Il est intéressant de comparer Untitled [Construction, Glasgow] (Sans titre [Construction, Glasgow]), 1928-1938, de Watkins, montrant un homme seul debout au milieu d’une série de lignes diagonales formées par les poutres d’un bâtiment, avec With a board (Avec une planche), 1929, d’Ignatovich. Ou encore de comparer son détail d’un immeuble d’habitation moscovite réalisé en 1933 à la perspective désorientante de Balcons, 1926, saisie par Rodchenko. Ce que fait Watkins de cette dernière image une fois de retour à Glasgow est vraiment original : elle conçoit un nouveau type de photomontage, dans ce cas non pas en superposant une image sur une autre, mais en multipliant et en juxtaposant l’image pour créer un design géométrique kaléidoscopique et symétrique.
À Paris, Londres et Glasgow, ses scènes de rue recèlent l’ironie et les juxtapositions surréalistes qui ont fait la réputation d’Atget. Son image Godiva and the Gossips (Godiva et les commères), 1931, capte les reflets des badauds dans les vitrines de mannequins et de lingerie. Dans sa photo de l’affiche So This Is Paris (Voici donc Paris), 1931, qui juxtapose la publicité du spectacle et un homme qui se retourne, Watkins relie les deux sujets par des raies de lumière et des touches claires et sombres.
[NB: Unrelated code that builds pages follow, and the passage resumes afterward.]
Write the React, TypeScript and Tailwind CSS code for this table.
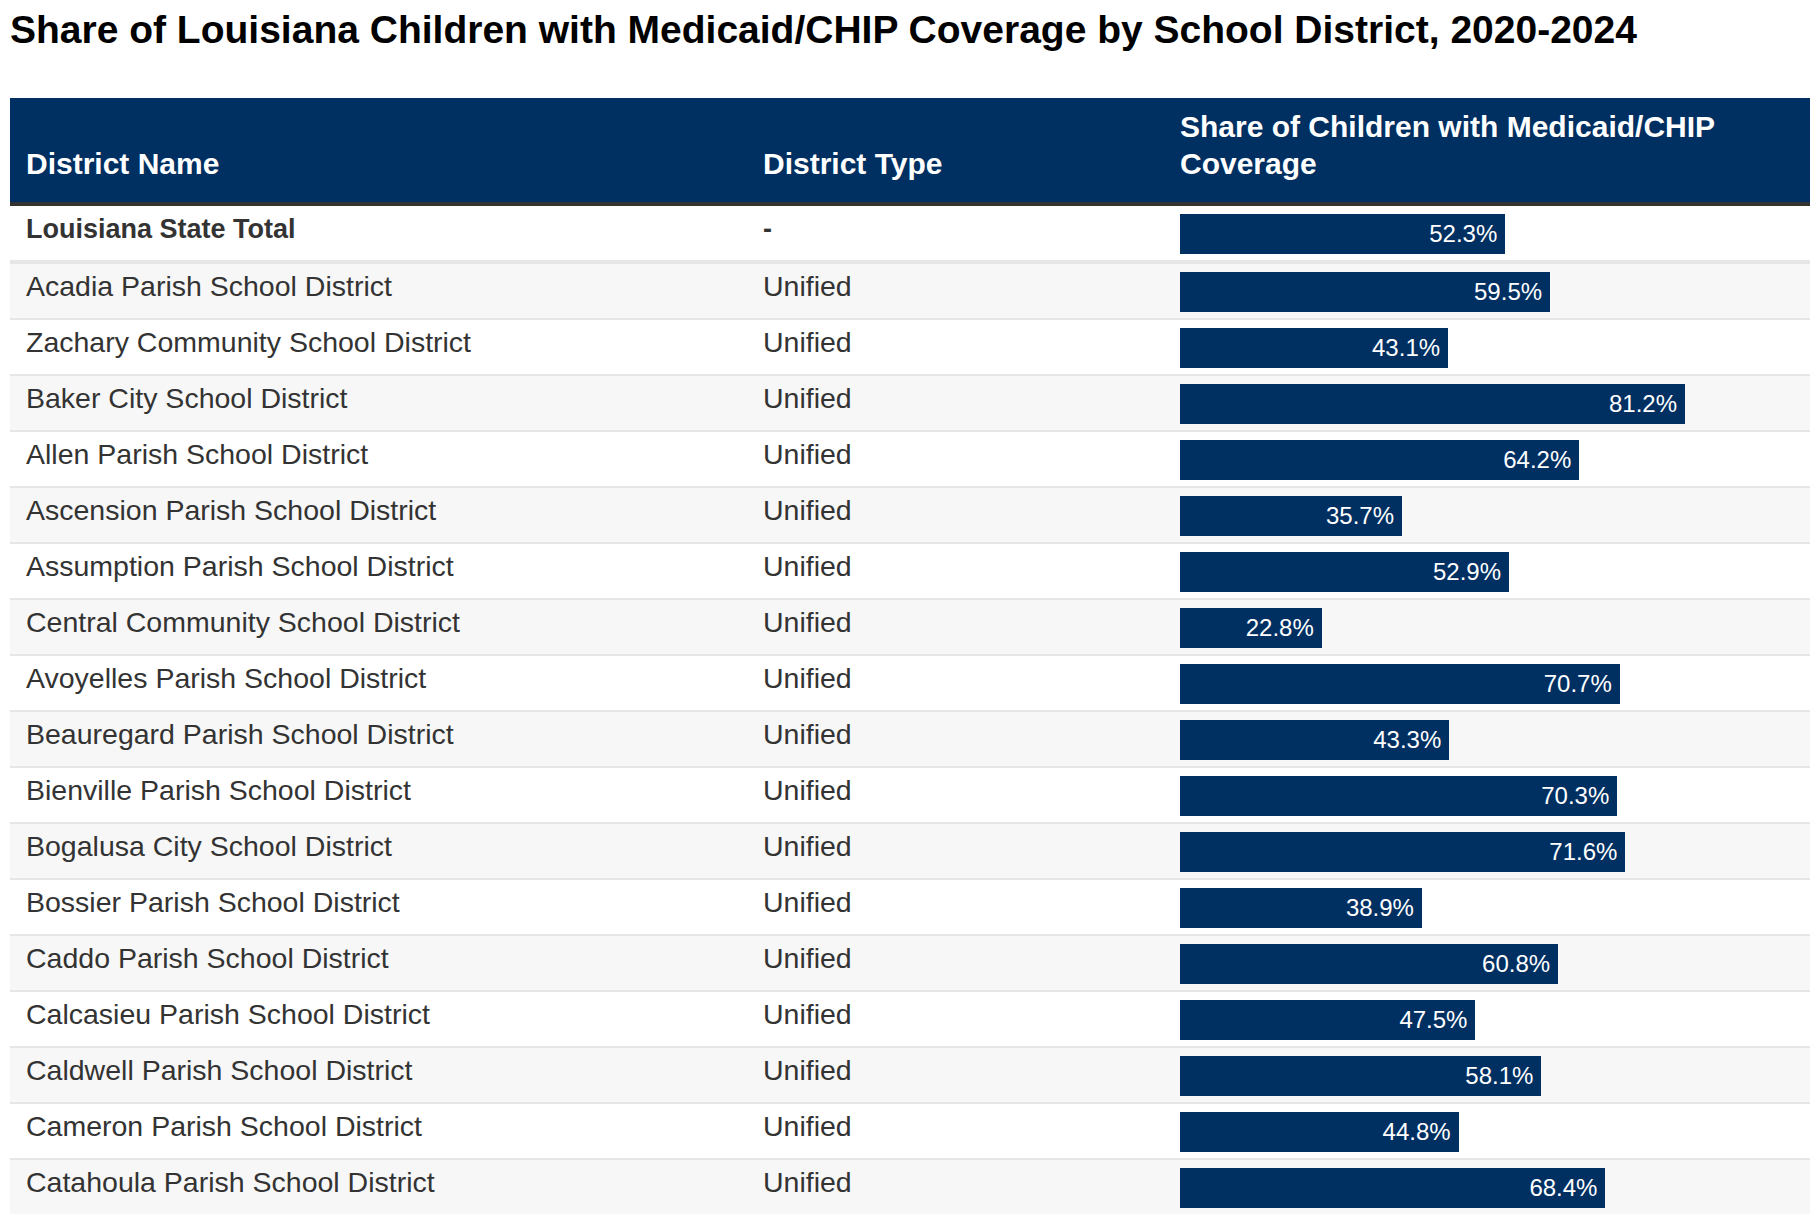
type Row = {
  name: string;
  type: string;
  value: number;
  total?: boolean;
};

const ROWS: Row[] = [
  { name: "Louisiana State Total", type: "-", value: 52.3, total: true },
  { name: "Acadia Parish School District", type: "Unified", value: 59.5 },
  { name: "Zachary Community School District", type: "Unified", value: 43.1 },
  { name: "Baker City School District", type: "Unified", value: 81.2 },
  { name: "Allen Parish School District", type: "Unified", value: 64.2 },
  { name: "Ascension Parish School District", type: "Unified", value: 35.7 },
  { name: "Assumption Parish School District", type: "Unified", value: 52.9 },
  { name: "Central Community School District", type: "Unified", value: 22.8 },
  { name: "Avoyelles Parish School District", type: "Unified", value: 70.7 },
  { name: "Beauregard Parish School District", type: "Unified", value: 43.3 },
  { name: "Bienville Parish School District", type: "Unified", value: 70.3 },
  { name: "Bogalusa City School District", type: "Unified", value: 71.6 },
  { name: "Bossier Parish School District", type: "Unified", value: 38.9 },
  { name: "Caddo Parish School District", type: "Unified", value: 60.8 },
  { name: "Calcasieu Parish School District", type: "Unified", value: 47.5 },
  { name: "Caldwell Parish School District", type: "Unified", value: 58.1 },
  { name: "Cameron Parish School District", type: "Unified", value: 44.8 },
  { name: "Catahoula Parish School District", type: "Unified", value: 68.4 },
];

function CoverageBar({ value }: { value: number }) {
  return (
    <div
      className="flex h-10 items-center justify-end bg-[#002f62] pr-2 text-[24px] leading-none text-white"
      style={{ width: `${value}%` }}
    >
      {value.toFixed(1)}%
    </div>
  );
}

export default function App() {
  return (
    <div className="bg-white px-[10px] font-['Liberation_Sans',Arial,sans-serif]">
      <h1 className="pt-[6px] text-[39px] font-bold leading-[47px] text-black">
        Share of Louisiana Children with Medicaid/CHIP Coverage by School District, 2020-2024
      </h1>

      <table className="mt-[45px] w-[1800px] table-fixed border-collapse">
        <colgroup>
          <col className="w-[737px]" />
          <col className="w-[417px]" />
          <col className="w-[646px]" />
        </colgroup>
        <thead>
          <tr className="border-b-4 border-[#333333] bg-[#002f62] text-left text-[30px] leading-[37px] text-white">
            <th className="px-4 pb-5 pt-[10px] align-bottom font-bold">District Name</th>
            <th className="px-4 pb-5 pt-[10px] align-bottom font-bold">District Type</th>
            <th className="px-4 pb-5 pt-[10px] align-bottom font-bold">
              Share of Children with Medicaid/CHIP Coverage
            </th>
          </tr>
        </thead>
        <tbody>
          {ROWS.map((row, i) => {
            const text = row.total
              ? "px-4 pt-2 align-top text-[27px] font-bold leading-[30px] text-[#333333]"
              : "px-4 pt-2 align-top text-[28.5px] font-normal leading-[28px] text-[#333333]";
            const border = row.total
              ? "border-b-4 border-[#e6e6e6]"
              : i === ROWS.length - 1
                ? ""
                : "border-b-2 border-[#e6e6e6]";
            return (
              <tr
                key={row.name}
                className={border + " " + (i % 2 === 1 ? "bg-[#f7f7f7]" : "bg-white")}
              >
                <td className={text}>{row.name}</td>
                <td className={text}>{row.type}</td>
                <td className="pb-[6px] pl-4 pr-2 pt-2 align-top">
                  <CoverageBar value={row.value} />
                </td>
              </tr>
            );
          })}
        </tbody>
      </table>
    </div>
  );
}
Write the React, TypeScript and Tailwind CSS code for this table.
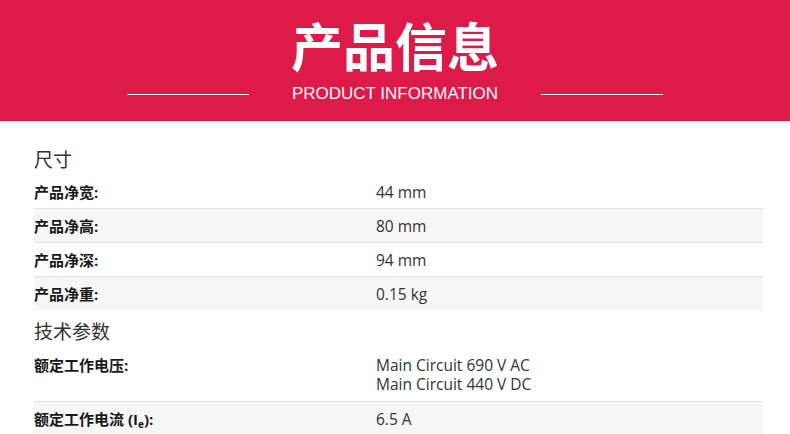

La photographe développe un langage ironique à travers le design, les motifs et la juxtaposition.
Si le style photographique de Watkins est fondé sur la technique du flou artistique pictorialiste de la fin du dix-neuvième siècle, dès le départ, il présente des signes de la forme moderniste qui allait constituer la force de ses natures mortes new-yorkaises et de ses photographies publicitaires des années 1920. Dans ses dernières images des années 1930, Watkins adapte ses techniques cubistes de recadrage et de perspectives surprenantes aux paysages urbains européens.